This deployment XML contains a grid called library with a single Map called book. It uses four partitions with a single synchronous replica. The zone metadata clause shows the definition of a single zone rule and the associate of zone rules with shards. The primary and synchronous shards are both associated with the zone rule "stripeZone". The zone rule has all three zones in it and it uses exclusive placement. This rule means that if the primary for partition 0 is placed in ALPHA then the replica for partition 0 will be placed in either BETA or GAMMA. Similarly, primaries for other partitions are placed in other zones and the replicas will be placed.
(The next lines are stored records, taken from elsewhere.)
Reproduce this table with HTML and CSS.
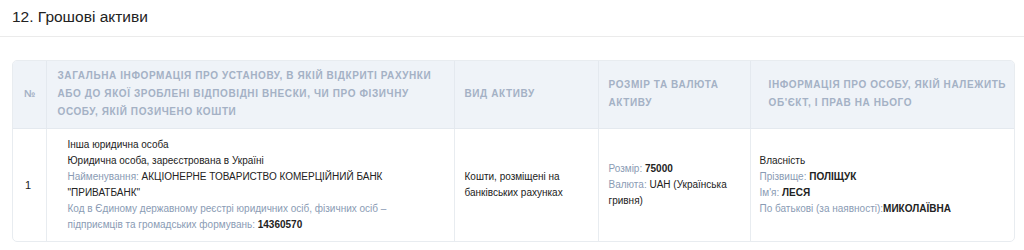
FILE: index.html
```html
<!DOCTYPE html>
<html lang="uk">
<head>
<meta charset="utf-8">
<link rel="stylesheet" href="styles.css">
</head>
<body>
<div class="section-head">
  <h2 class="section-title">12. Грошові активи</h2>
</div>
<div class="content">
  <div class="table-wrap">
    <table class="assets">
      <colgroup>
        <col class="c-num"><col class="c-info"><col class="c-kind"><col class="c-size"><col class="c-owner">
      </colgroup>
      <thead>
        <tr>
          <th class="th-num">№</th>
          <th class="th-info">Загальна інформація про установу, в якій відкриті рахунки або до якої зроблені відповідні внески, чи про фізичну особу, якій позичено кошти</th>
          <th class="th-kind">Вид активу</th>
          <th class="th-size">Розмір та валюта активу</th>
          <th class="th-owner">Інформація про особу, якій належить об'єкт, і прав на нього</th>
        </tr>
      </thead>
      <tbody>
        <tr>
          <td class="td-num">1</td>
          <td class="td-info">
            <div>Інша юридична особа</div>
            <div>Юридична особа, зареєстрована в Україні</div>
            <div><span class="lbl">Найменування:</span> АКЦІОНЕРНЕ ТОВАРИСТВО КОМЕРЦІЙНИЙ БАНК "ПРИВАТБАНК"</div>
            <div><span class="lbl">Код в Єдиному державному реєстрі юридичних осіб, фізичних осіб – підприємців та громадських формувань:</span> <b>14360570</b></div>
          </td>
          <td class="td-kind">Кошти, розміщені на банківських рахунках</td>
          <td class="td-size">
            <div><span class="lbl">Розмір:</span> <b>75000</b></div>
            <div><span class="lbl">Валюта:</span> UAH (Українська гривня)</div>
          </td>
          <td class="td-owner">
            <div>Власність</div>
            <div><span class="lbl">Прізвище:</span> <b>ПОЛІЩУК</b></div>
            <div><span class="lbl">Ім'я:</span> <b>ЛЕСЯ</b></div>
            <div><span class="lbl">По батькові (за наявності):</span><b>МИКОЛАЇВНА</b></div>
          </td>
        </tr>
      </tbody>
    </table>
  </div>
</div>
</body>
</html>
```

FILE: styles.css
```css
html, body {
  margin: 0;
  padding: 0;
  background: #ffffff;
  font-family: "Liberation Sans", Arial, sans-serif;
  color: #212529;
}

.section-head {
  height: 36px;
  border-bottom: 1px solid #ebebeb;
  padding: 0 12px;
  display: flex;
  align-items: center;
}

.section-title {
  margin: 0;
  font-size: 15.5px;
  font-weight: normal;
  color: #222;
  position: relative;
  top: -1px;
}

.content {
  padding: 23px 9px 0 12px;
}

.table-wrap {
  border: 1px solid #e8ecf0;
  border-radius: 5px;
  overflow: hidden;
  width: 1001px;
}

.assets {
  border-collapse: collapse;
  table-layout: fixed;
  width: 1001px;
}

.c-num { width: 33px; }
.c-info { width: 408px; }
.c-kind { width: 144px; }
.c-size { width: 152px; }
.c-owner { width: 264px; }

.assets th {
  background: #eff3f8;
  color: #a4b1c5;
  font-size: 10px;
  font-weight: bold;
  text-transform: uppercase;
  letter-spacing: 0.6px;
  line-height: 18px;
  text-align: left;
  vertical-align: middle;
  height: 67px;
  padding: 0 10px;
  border-left: 1px solid #e4e9ef;
  border-bottom: 1px solid #e4e9ef;
  box-sizing: border-box;
}

.assets th:first-child,
.assets td:first-child { border-left: none; }

.th-num { padding: 0 0 0 11px !important; letter-spacing: 0 !important; }
.th-info { padding-left: 11px !important; padding-right: 6px !important; }
.th-owner { padding-left: 18px !important; padding-right: 4px !important; }

.assets td {
  font-size: 10px;
  line-height: 16px;
  color: #222;
  vertical-align: middle;
  height: 113px;
  padding: 0 10px;
  border-left: 1px solid #e8ecf0;
  box-sizing: border-box;
}

.td-num { padding-left: 12px !important; font-size: 11px !important; }
.td-info { padding-left: 21px !important; padding-right: 30px !important; }
.td-owner { padding-left: 9px !important; }

.lbl { color: #8a9bb4; }

.assets td b { font-weight: bold; color: #222; }
```
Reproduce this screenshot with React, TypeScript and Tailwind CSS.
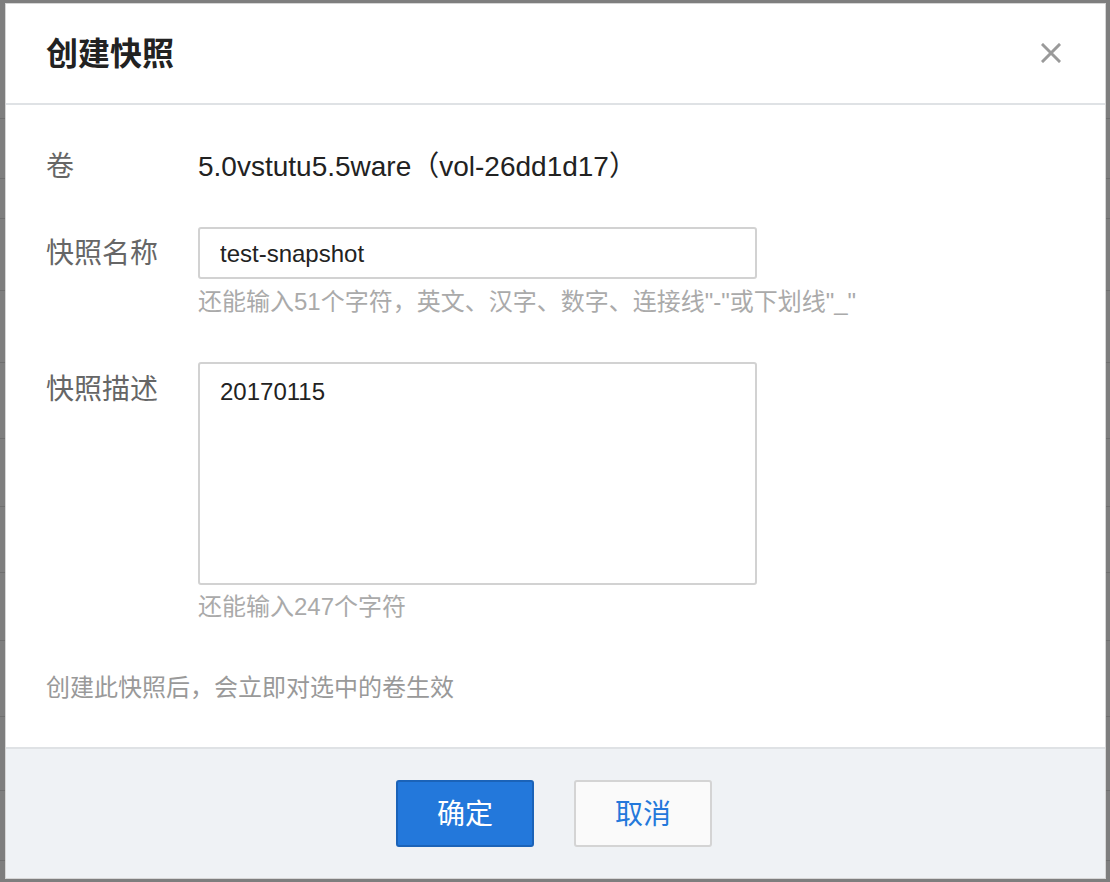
import React from "react";

const font = "font-['Liberation_Sans','Noto_Sans_CJK_SC',sans-serif]";

function BgRows() {
  const ys = [118, 178, 218, 290, 362, 438, 506, 572, 640, 716, 790, 860];
  return (
    <div className="absolute inset-0 pointer-events-none">
      {ys.map((y) => (
        <div key={y} className="absolute left-0 right-0 h-px bg-[#6f6f6f]" style={{ top: y }} />
      ))}
    </div>
  );
}

export default function App() {
  return (
    <div className={`relative w-[1110px] h-[882px] bg-[#7e7e7e] pt-[3px] pl-[5px] pr-[4px] pb-[3px] ${font}`}>
      <BgRows />
      <div className="relative flex h-full flex-col bg-white border border-[#d6d6d6]">
        {/* header */}
        <div className="flex h-[101px] shrink-0 items-center justify-between border-b-2 border-[#dfe2e5] pl-[40px] pr-[44px]">
          <div className="text-[32px] leading-[40px] font-bold text-[#222]">创建快照</div>
          <svg width="20" height="20" viewBox="0 0 20 20" className="mt-[-2px]">
            <path d="M2 2 L18 18 M18 2 L2 18" stroke="#9a9a9a" strokeWidth="3" strokeLinecap="square" />
          </svg>
        </div>

        {/* body */}
        <div className="flex-1 pl-[40px] pt-[42px]">
          <div className="flex">
            <div className="w-[152px] text-[28px] leading-[40px] text-[#666]">卷</div>
            <div className="text-[28px] leading-[40px] text-[#222]">5.0vstutu5.5ware（vol-26dd1d17）</div>
          </div>

          <div className="mt-[40px] flex">
            <div className="w-[152px] pt-[7px] text-[28px] leading-[40px] text-[#666]">快照名称</div>
            <div className="flex flex-col">
              <input
                readOnly
                defaultValue="test-snapshot"
                className="h-[52px] w-[559px] rounded-[3px] border-2 border-[#d2d2d2] px-[20px] pt-[2px] text-[24px] text-[#222] outline-none"
              />
              <div className="mt-[7px] text-[24px] leading-[32px] text-[#aaa]">
                还能输入51个字符，英文、汉字、数字、连接线"-"或下划线"_"
              </div>
            </div>
          </div>

          <div className="mt-[44px] flex">
            <div className="w-[152px] pt-[8px] text-[28px] leading-[40px] text-[#666]">快照描述</div>
            <div className="flex flex-col">
              <textarea
                readOnly
                defaultValue="20170115"
                className="h-[223px] w-[559px] resize-none rounded-[3px] border-2 border-[#d2d2d2] px-[20px] pt-[12px] text-[24px] leading-[32px] text-[#222] outline-none"
              />
              <div className="mt-[6px] text-[24px] leading-[32px] text-[#aaa]">还能输入247个字符</div>
            </div>
          </div>

          <div className="mt-[49px] text-[24px] leading-[32px] text-[#999]">创建此快照后，会立即对选中的卷生效</div>
        </div>

        {/* footer */}
        <div className="flex h-[131px] shrink-0 justify-center gap-[40px] border-t-2 border-[#dfe2e5] bg-[#eff2f5] pt-[31px] pr-[3px]">
          <button className="h-[67px] w-[138px] rounded-[3px] border-2 border-[#1b63b8] bg-[#2378db] pt-[3px] text-[28px] text-white">
            确定
          </button>
          <button className="h-[67px] w-[138px] rounded-[3px] border-2 border-[#d4d4d4] bg-[#fafafa] pt-[3px] text-[28px] text-[#2378db]">
            取消
          </button>
        </div>
      </div>
    </div>
  );
}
Asynchronous replica in a different zone than primary and synchronous replica

In this example, two buildings exist with a high latency connection between them. You want no data loss high availability for all scenarios. However, the performance impact of synchronous replication between buildings leads you to a trade off. You want a primary with synchronous replica in one building and an asynchronous replica in the other building. Normally, the failures are JVM crashes or computer failures rather than large scale issues. With this topology, you can survive normal failures with no data loss. The loss of a building is rare enough that some data loss is acceptable in that case. You can make two zones, one for each building. The deployment XML file follows:

<?xml version="1.0" encoding="UTF-8"?>
<deploymentPolicy xmlns:xsi="http://www.w3.org/2001/XMLSchema-instance"
        xsi:schemaLocation="http://ibm.com/ws/objectgrid/deploymentPolicy ../deploymentPolicy.xsd"
        xmlns="http://ibm.com/ws/objectgrid/deploymentPolicy">

    <objectgridDeployment objectgridName="library">
        <mapSet name="ms1" numberOfPartitions="13" minSyncReplicas="1"
            maxSyncReplicas="1" maxAsyncReplicas="1">
            <map ref="book" />
            <zoneMetadata>
                <shardMapping shard="P" zoneRuleRef="primarySync"/>
                <shardMapping shard="S" zoneRuleRef="primarySync"/>
                <shardMapping shard="A" zoneRuleRef="aysnc"/>
                <zoneRule name ="primarySync" exclusivePlacement="false" >
                        <zone name="BldA" />
                        <zone name="BldB" />
                </zoneRule>
                <zoneRule name="aysnc" exclusivePlacement="true">
                        <zone name="BldA" />
                        <zone name="BldB" />
                </zoneRule>
            </zoneMetadata>
        </mapSet>
    </objectgridDeployment>
</deploymentPolicy>

The primary and synchronous replica share a primaySync zone rule with an exclusive flag setting of false. So, after the primary or sync gets placed in a zone, then the other is also placed in the same zone. The asynchronous replica uses a second zone rule with the same zones as the primarySync zone rule but it uses the exclusivePlacement attribute set to true. This attribute indicates that means a shard cannot be placed in a zone with another shard from the same partition. As a result, the asynchronous replica does not get placed in the same zone as the primary or synchronous replicas.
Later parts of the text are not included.